◆ **Information shown**:
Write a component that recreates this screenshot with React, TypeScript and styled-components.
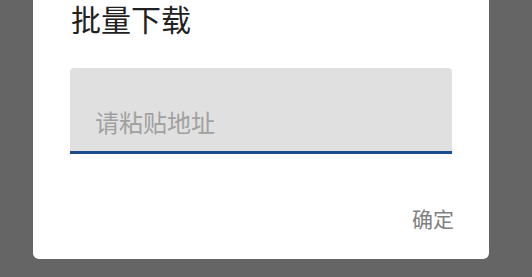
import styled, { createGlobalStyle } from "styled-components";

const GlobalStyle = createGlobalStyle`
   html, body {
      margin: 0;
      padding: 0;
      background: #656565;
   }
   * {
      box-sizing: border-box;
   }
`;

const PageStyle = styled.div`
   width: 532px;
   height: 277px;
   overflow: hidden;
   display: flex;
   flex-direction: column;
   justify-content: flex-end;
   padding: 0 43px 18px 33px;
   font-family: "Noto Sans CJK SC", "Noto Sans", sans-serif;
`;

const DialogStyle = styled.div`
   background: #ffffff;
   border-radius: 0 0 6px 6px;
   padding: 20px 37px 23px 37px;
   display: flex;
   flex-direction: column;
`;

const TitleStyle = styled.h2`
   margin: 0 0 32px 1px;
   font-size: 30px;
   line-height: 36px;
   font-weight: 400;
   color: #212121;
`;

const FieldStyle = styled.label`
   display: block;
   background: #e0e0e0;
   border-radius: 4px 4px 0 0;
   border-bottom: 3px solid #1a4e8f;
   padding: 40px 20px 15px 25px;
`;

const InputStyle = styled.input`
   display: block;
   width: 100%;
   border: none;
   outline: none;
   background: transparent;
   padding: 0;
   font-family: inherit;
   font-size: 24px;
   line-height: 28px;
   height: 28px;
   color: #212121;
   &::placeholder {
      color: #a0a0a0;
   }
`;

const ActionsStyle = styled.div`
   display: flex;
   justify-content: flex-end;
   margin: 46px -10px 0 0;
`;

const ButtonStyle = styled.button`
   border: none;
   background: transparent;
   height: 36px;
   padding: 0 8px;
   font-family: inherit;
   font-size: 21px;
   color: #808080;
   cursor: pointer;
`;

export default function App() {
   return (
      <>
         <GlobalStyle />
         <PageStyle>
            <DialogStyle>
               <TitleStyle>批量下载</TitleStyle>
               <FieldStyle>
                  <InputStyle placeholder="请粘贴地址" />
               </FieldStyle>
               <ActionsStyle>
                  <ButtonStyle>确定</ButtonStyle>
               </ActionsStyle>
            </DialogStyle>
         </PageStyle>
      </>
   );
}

◆ **Requirements**:
Select, from the listing, all lines that include the word "components".

◆ **Output**:
Write a component that recreates this screenshot with React, TypeScript and styled-components.
import styled, { createGlobalStyle } from "styled-components";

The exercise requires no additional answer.